----- SOURCE DATA -----

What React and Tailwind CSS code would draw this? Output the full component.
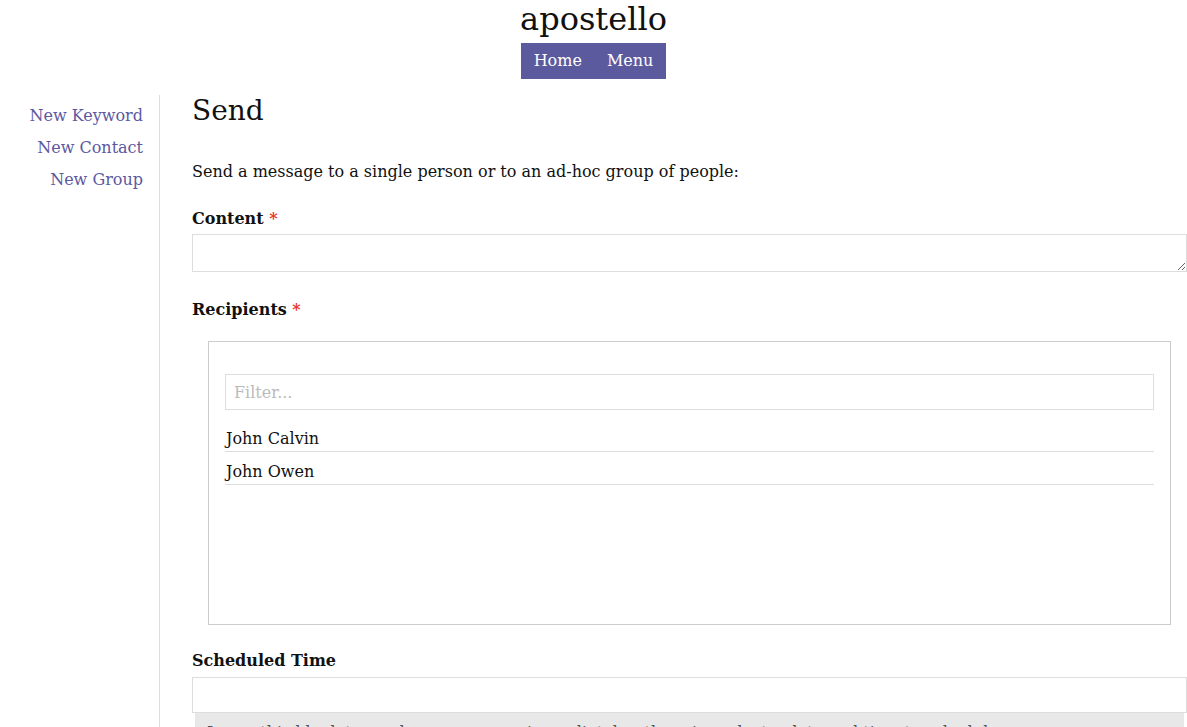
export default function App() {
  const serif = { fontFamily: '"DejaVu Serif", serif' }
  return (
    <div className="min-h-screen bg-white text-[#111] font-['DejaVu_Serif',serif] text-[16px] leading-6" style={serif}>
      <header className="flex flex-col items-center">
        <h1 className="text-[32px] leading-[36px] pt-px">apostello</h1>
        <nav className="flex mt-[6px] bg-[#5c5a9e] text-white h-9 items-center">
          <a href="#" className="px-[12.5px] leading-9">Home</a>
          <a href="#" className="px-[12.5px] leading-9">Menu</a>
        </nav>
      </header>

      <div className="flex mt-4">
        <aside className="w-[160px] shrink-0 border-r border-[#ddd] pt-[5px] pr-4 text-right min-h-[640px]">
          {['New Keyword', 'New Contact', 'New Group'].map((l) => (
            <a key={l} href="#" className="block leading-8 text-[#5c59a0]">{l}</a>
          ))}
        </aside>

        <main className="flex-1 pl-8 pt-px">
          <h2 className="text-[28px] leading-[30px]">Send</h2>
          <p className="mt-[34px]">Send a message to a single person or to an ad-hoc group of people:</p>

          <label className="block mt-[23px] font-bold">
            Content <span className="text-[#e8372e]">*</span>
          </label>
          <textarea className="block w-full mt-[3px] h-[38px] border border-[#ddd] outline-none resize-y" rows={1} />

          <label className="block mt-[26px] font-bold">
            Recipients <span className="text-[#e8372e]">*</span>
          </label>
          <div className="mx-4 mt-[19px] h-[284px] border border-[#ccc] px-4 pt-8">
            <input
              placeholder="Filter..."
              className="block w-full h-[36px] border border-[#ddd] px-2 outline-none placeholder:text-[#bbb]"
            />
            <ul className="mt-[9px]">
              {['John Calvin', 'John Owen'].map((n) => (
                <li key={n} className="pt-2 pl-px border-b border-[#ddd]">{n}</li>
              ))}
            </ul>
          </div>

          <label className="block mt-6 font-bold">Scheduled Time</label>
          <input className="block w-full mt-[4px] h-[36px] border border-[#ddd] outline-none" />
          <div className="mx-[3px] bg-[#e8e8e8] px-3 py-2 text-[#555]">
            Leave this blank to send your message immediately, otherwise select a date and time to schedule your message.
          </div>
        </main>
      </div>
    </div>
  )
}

-----

> [WHAT YOU NEED TO DO]: Repeat the data above exactly, but not the pictures.

> [RESULT OF THIS EXERCISE]:
What React and Tailwind CSS code would draw this? Output the full component.
export default function App() {
  const serif = { fontFamily: '"DejaVu Serif", serif' }
  return (
    <div className="min-h-screen bg-white text-[#111] font-['DejaVu_Serif',serif] text-[16px] leading-6" style={serif}>
      <header className="flex flex-col items-center">
        <h1 className="text-[32px] leading-[36px] pt-px">apostello</h1>
        <nav className="flex mt-[6px] bg-[#5c5a9e] text-white h-9 items-center">
          <a href="#" className="px-[12.5px] leading-9">Home</a>
          <a href="#" className="px-[12.5px] leading-9">Menu</a>
        </nav>
      </header>

      <div className="flex mt-4">
        <aside className="w-[160px] shrink-0 border-r border-[#ddd] pt-[5px] pr-4 text-right min-h-[640px]">
          {['New Keyword', 'New Contact', 'New Group'].map((l) => (
            <a key={l} href="#" className="block leading-8 text-[#5c59a0]">{l}</a>
          ))}
        </aside>

        <main className="flex-1 pl-8 pt-px">
          <h2 className="text-[28px] leading-[30px]">Send</h2>
          <p className="mt-[34px]">Send a message to a single person or to an ad-hoc group of people:</p>

          <label className="block mt-[23px] font-bold">
            Content <span className="text-[#e8372e]">*</span>
          </label>
          <textarea className="block w-full mt-[3px] h-[38px] border border-[#ddd] outline-none resize-y" rows={1} />

          <label className="block mt-[26px] font-bold">
            Recipients <span className="text-[#e8372e]">*</span>
          </label>
          <div className="mx-4 mt-[19px] h-[284px] border border-[#ccc] px-4 pt-8">
            <input
              placeholder="Filter..."
              className="block w-full h-[36px] border border-[#ddd] px-2 outline-none placeholder:text-[#bbb]"
            />
            <ul className="mt-[9px]">
              {['John Calvin', 'John Owen'].map((n) => (
                <li key={n} className="pt-2 pl-px border-b border-[#ddd]">{n}</li>
              ))}
            </ul>
          </div>

          <label className="block mt-6 font-bold">Scheduled Time</label>
          <input className="block w-full mt-[4px] h-[36px] border border-[#ddd] outline-none" />
          <div className="mx-[3px] bg-[#e8e8e8] px-3 py-2 text-[#555]">
            Leave this blank to send your message immediately, otherwise select a date and time to schedule your message.
          </div>
        </main>
      </div>
    </div>
  )
}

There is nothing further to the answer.